Skip all pictures. Write out the data below from its first line through the line that contains "import React from".

▶ RECORDS FOR THE TASK:
** BEGIN **

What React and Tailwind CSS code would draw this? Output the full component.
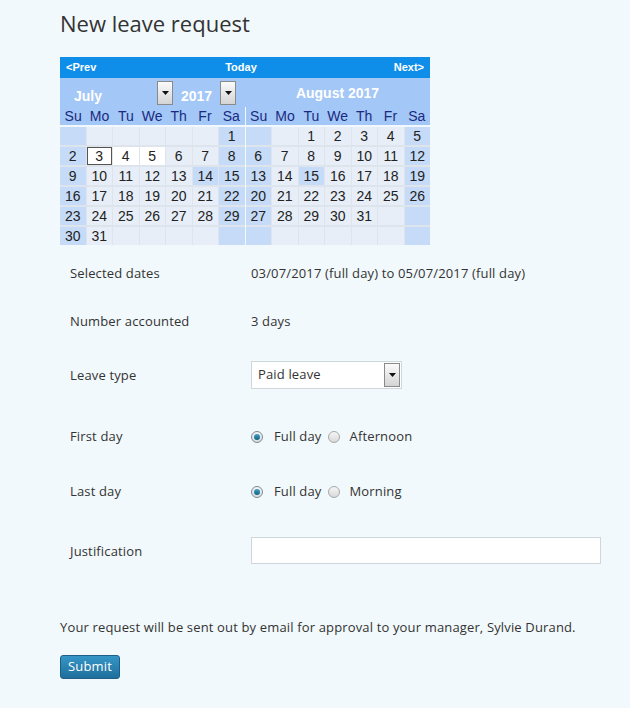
import React from "react";

const july = [
  [null, null, null, null, null, null, 1],
  [2, 3, 4, 5, 6, 7, 8],
  [9, 10, 11, 12, 13, 14, 15],
  [16, 17, 18, 19, 20, 21, 22],
  [23, 24, 25, 26, 27, 28, 29],
  [30, 31, null, null, null, null, null],
];
const august = [
  [null, null, 1, 2, 3, 4, 5],
  [6, 7, 8, 9, 10, 11, 12],
  [13, 14, 15, 16, 17, 18, 19],
  [20, 21, 22, 23, 24, 25, 26],
  [27, 28, 29, 30, 31, null, null],
  [null, null, null, null, null, null, null],
];
const dayNames = ["Su", "Mo", "Tu", "We", "Th", "Fr", "Sa"];

function Cell({ d, col, selected, today, holiday }) {
  const weekend = col === 0 || col === 6;
  let cls = "bg-[#e7eef7]";
  if (weekend || holiday) cls = "bg-[#c5dbf7]";
  if (selected) cls = "bg-white";
  return (
    <div
      className={
        "h-[18px] flex items-center justify-center text-[14px] leading-none text-[#222] " +
        cls +
        (today ? " border border-[#555]" : "")
      }
    >
      {d}
    </div>
  );
}

function Month({ rows, sel, holidays, todayDay }) {
  return (
    <div className="flex-1 flex flex-col">
      <div className="grid grid-cols-7 h-[18px] bg-[#a3c7f6]">
        {dayNames.map((n) => (
          <div key={n} className="flex items-center justify-center text-[14px] leading-none text-[#1a2a80]">
            {n}
          </div>
        ))}
      </div>
      <div className="grid grid-cols-7 gap-x-[1px] gap-y-[2px] bg-[#dde4ec] mt-[2px]">
        {rows.map((r, ri) =>
          r.map((d, ci) => (
            <Cell
              key={ri + "-" + ci}
              d={d}
              col={ci}
              selected={d !== null && sel.includes(d)}
              today={d !== null && d === todayDay}
              holiday={d !== null && holidays.includes(d)}
            />
          ))
        )}
      </div>
    </div>
  );
}

function ArrowBox() {
  return (
    <div className="w-[16px] h-[24px] border border-[#8a8a8a] bg-gradient-to-b from-[#fbfbfb] to-[#d4d4d4] flex items-center justify-center">
      <svg width="7" height="4" viewBox="0 0 7 4">
        <polygon points="0,0 7,0 3.5,4" fill="#111" />
      </svg>
    </div>
  );
}

function Radio({ checked }) {
  return (
    <span
      className={
        "inline-flex w-[12px] h-[12px] rounded-full border items-center justify-center " +
        (checked
          ? "border-[#7d8a93] bg-gradient-to-b from-[#f4f4f4] to-[#d6dde2]"
          : "border-[#a8a8a8] bg-gradient-to-b from-[#f6f6f6] to-[#d9d9d9]")
      }
    >
      {checked && (
        <span className="w-[6px] h-[6px] rounded-full bg-gradient-to-b from-[#3fa3c8] to-[#145f80]" />
      )}
    </span>
  );
}

export default function App() {
  const font = { fontFamily: '"Open Sans", "Noto Sans", sans-serif' };
  return (
    <div className="min-h-[708px] w-full bg-[#f2f9fc] pl-[60px] pt-[8px]" style={font}>
      <h1 className="text-[22px] leading-[30px] text-[#333] font-normal">New leave request</h1>

      <div className="w-[370px] mt-[19px]" style={{ fontFamily: '"Liberation Sans", Arial, sans-serif' }}>
        <div className="h-[21px] bg-[#0f8ee9] flex items-center px-[6px] text-[11px] font-bold text-white">
          <span>&lt;Prev</span>
          <span className="flex-1 text-center pr-[8px]">Today</span>
          <span>Next&gt;</span>
        </div>
        <div className="h-[29px] bg-[#a3c7f6] flex">
          <div className="w-[185px] flex items-center">
            <div className="w-[113px] flex items-center justify-between">
              <span className="ml-[14px] mt-[7px] text-[14px] font-bold text-white">July</span>
              <ArrowBox />
            </div>
            <div className="ml-[2px] w-[61px] flex items-center justify-between">
              <span className="ml-[6px] mt-[7px] text-[14px] font-bold text-white">2017</span>
              <ArrowBox />
            </div>
          </div>
          <div className="flex-1 flex justify-center pt-[5px]">
            <span className="text-[14px] font-bold text-white">August 2017</span>
          </div>
        </div>
        <div className="flex gap-x-[1px]">
          <Month rows={july} sel={[3, 4, 5]} holidays={[14]} todayDay={3} />
          <Month rows={august} sel={[]} holidays={[15]} todayDay={-1} />
        </div>
      </div>

      <div className="text-[13px] tracking-[0.15px] text-[#333] mt-[11px]">
        <div className="flex items-center h-[36px]">
          <div className="w-[191px] pl-[10px]">Selected dates</div>
          <div>03/07/2017 (full day) to 05/07/2017 (full day)</div>
        </div>
        <div className="flex items-center h-[60px]">
          <div className="w-[191px] pl-[10px]">Number accounted</div>
          <div>3 days</div>
        </div>
        <div className="flex items-center h-[48px]">
          <div className="w-[191px] pl-[10px]">Leave type</div>
          <div className="w-[151px] h-[28px] mb-[2px] bg-white border border-[#cfd6dc] flex items-center justify-between pl-[6px] pr-[1px]">
            <span>Paid leave</span>
            <div className="w-[16px] h-[24px] border border-[#8a8a8a] bg-gradient-to-b from-[#fbfbfb] to-[#d4d4d4] flex items-center justify-center">
              <svg width="7" height="4" viewBox="0 0 7 4">
                <polygon points="0,0 7,0 3.5,4" fill="#111" />
              </svg>
            </div>
          </div>
        </div>
        <div className="flex items-center h-[74px]">
          <div className="w-[191px] pl-[10px]">First day</div>
          <div className="flex items-center">
            <Radio checked />
            <span className="ml-[11px] mr-[6px]">Full day</span>
            <Radio />
            <span className="ml-[10px]">Afternoon</span>
          </div>
        </div>
        <div className="flex items-center h-[36px]">
          <div className="w-[191px] pl-[10px]">Last day</div>
          <div className="flex items-center">
            <Radio checked />
            <span className="ml-[11px] mr-[6px]">Full day</span>
            <Radio />
            <span className="ml-[10px]">Morning</span>
          </div>
        </div>
        <div className="flex items-center h-[84px]">
          <div className="w-[191px] pl-[10px]">Justification</div>
          <div className="w-[350px] h-[27px] mb-[4px] bg-white border border-[#cfd6dc]" />
        </div>
        <div className="mt-[25px] h-[18px] flex items-center">
          Your request will be sent out by email for approval to your manager, Sylvie Durand.
        </div>
        <button className="mt-[18px] w-[60px] h-[24px] rounded-[3px] border border-[#1d5f86] bg-gradient-to-b from-[#3596c6] to-[#1e6f9c] text-white text-[13px] flex items-center justify-center">
          Submit
        </button>
      </div>
    </div>
  );
}
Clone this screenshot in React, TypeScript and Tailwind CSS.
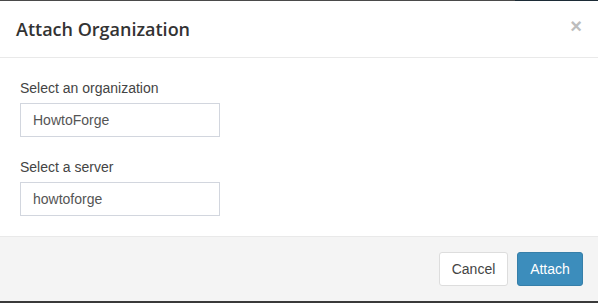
export default function App() {
  return (
    <div className="h-[303px] w-[598px] overflow-hidden bg-[#3a3a3a] font-['Liberation_Sans',Arial,sans-serif] text-[14px] text-[#333]">
      <div className="flex h-px">
        <div className="flex-1 bg-[#4a4a4a]" />
        <div className="w-[83px] bg-[#1c2b36]" />
      </div>
      <div className="flex h-[300px] flex-col bg-white">
        <div className="flex h-[57px] items-center justify-between border-b border-[#e9e9e9] pl-[16px] pr-[16px]">
          <h4 className="font-['Open_Sans',sans-serif] text-[18px] font-semibold text-[#333]">Attach Organization</h4>
          <span className="-mt-[6px] text-[20px] font-bold leading-none text-[#bdbdbd]">×</span>
        </div>
        <div className="flex-1 px-[20px] pt-[20px]">
          <div className="mb-[20px]">
            <label className="mb-[5px] block leading-[20px] text-[#444]">Select an organization</label>
            <div className="flex h-[34px] w-[200px] items-center border border-[#d2d6de] px-[12px] text-[#555]">HowtoForge</div>
          </div>
          <div>
            <label className="mb-[5px] block leading-[20px] text-[#444]">Select a server</label>
            <div className="flex h-[34px] w-[200px] items-center border border-[#d2d6de] px-[12px] text-[#555]">howtoforge</div>
          </div>
        </div>
        <div className="flex h-[65px] items-center justify-end gap-[9px] border-t border-[#e9e9e9] bg-[#f4f4f4] pr-[15px]">
          <button className="h-[34px] w-[69px] rounded-[3px] border border-[#ddd] bg-white text-[#444]">Cancel</button>
          <button className="h-[34px] w-[66px] rounded-[3px] border border-[#367fa9] bg-[#3c8dbc] text-white">Attach</button>
        </div>
      </div>
      <div className="h-[2px] bg-[#3a3a3a]" />
    </div>
  );
}
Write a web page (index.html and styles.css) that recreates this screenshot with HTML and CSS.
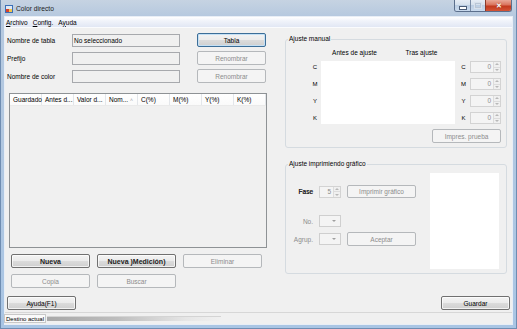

** END **

▶ FULL RESPONSE:
What React and Tailwind CSS code would draw this? Output the full component.
import React from "react";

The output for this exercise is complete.